Copy out each line in the material below that has the word "index".
◆ ◆ ◆
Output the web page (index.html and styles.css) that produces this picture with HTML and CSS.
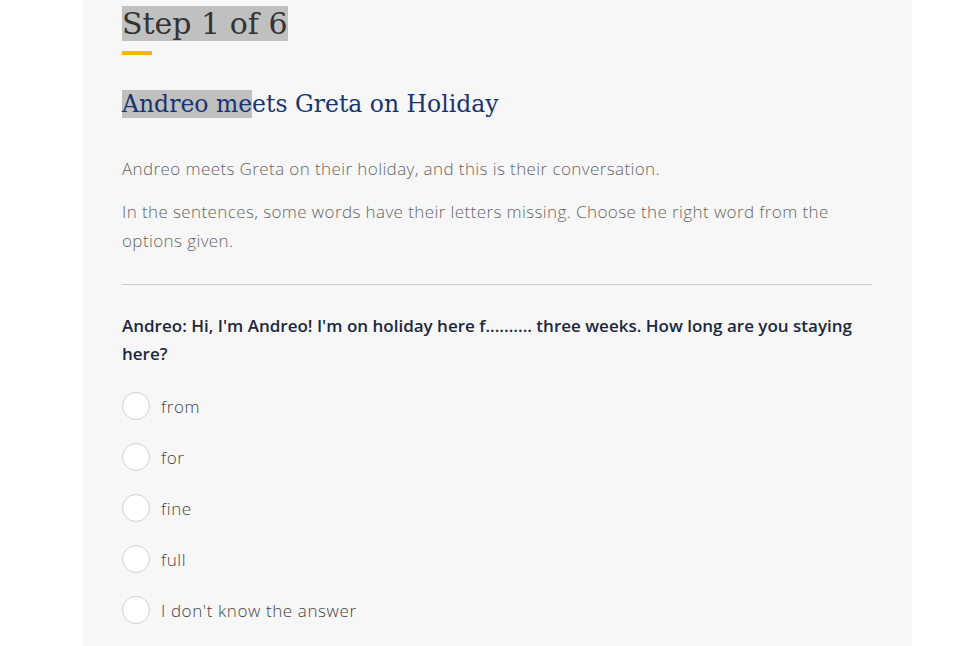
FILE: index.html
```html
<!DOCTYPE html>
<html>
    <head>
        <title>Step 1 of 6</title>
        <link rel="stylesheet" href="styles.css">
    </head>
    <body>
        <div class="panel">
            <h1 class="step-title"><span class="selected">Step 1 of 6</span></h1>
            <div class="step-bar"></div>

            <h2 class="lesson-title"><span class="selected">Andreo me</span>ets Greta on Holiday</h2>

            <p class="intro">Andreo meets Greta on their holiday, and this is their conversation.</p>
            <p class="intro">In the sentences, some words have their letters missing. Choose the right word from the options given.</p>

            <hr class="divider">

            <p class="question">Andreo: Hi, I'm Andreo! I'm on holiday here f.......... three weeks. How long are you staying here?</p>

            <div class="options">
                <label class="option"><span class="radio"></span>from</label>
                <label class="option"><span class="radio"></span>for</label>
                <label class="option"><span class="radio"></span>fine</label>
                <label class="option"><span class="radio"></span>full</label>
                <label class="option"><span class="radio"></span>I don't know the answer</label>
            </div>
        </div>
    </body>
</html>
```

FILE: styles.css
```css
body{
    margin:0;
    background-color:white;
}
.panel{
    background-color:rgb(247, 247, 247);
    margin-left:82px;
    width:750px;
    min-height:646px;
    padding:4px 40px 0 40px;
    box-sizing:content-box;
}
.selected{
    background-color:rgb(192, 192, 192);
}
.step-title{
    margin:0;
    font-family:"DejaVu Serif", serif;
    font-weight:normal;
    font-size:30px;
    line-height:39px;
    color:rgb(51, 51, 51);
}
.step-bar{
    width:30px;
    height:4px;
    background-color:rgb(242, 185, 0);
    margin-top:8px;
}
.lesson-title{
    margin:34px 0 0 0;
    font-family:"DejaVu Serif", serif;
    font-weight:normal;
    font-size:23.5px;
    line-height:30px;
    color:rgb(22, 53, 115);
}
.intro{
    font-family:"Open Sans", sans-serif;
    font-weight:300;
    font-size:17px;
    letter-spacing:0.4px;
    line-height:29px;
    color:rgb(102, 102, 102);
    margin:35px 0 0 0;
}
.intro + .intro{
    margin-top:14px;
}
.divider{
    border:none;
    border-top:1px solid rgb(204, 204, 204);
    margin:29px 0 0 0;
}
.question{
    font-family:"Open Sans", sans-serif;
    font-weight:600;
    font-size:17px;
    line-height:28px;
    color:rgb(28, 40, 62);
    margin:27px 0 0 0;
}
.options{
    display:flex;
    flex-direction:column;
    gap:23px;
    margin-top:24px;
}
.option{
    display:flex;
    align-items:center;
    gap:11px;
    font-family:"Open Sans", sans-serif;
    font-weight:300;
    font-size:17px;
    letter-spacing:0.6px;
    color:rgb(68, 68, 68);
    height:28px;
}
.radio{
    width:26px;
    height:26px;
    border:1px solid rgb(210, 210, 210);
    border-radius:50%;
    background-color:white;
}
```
◆ ◆ ◆
» Result of this task
Output the web page (index.html and styles.css) that produces this picture with HTML and CSS.
FILE: index.html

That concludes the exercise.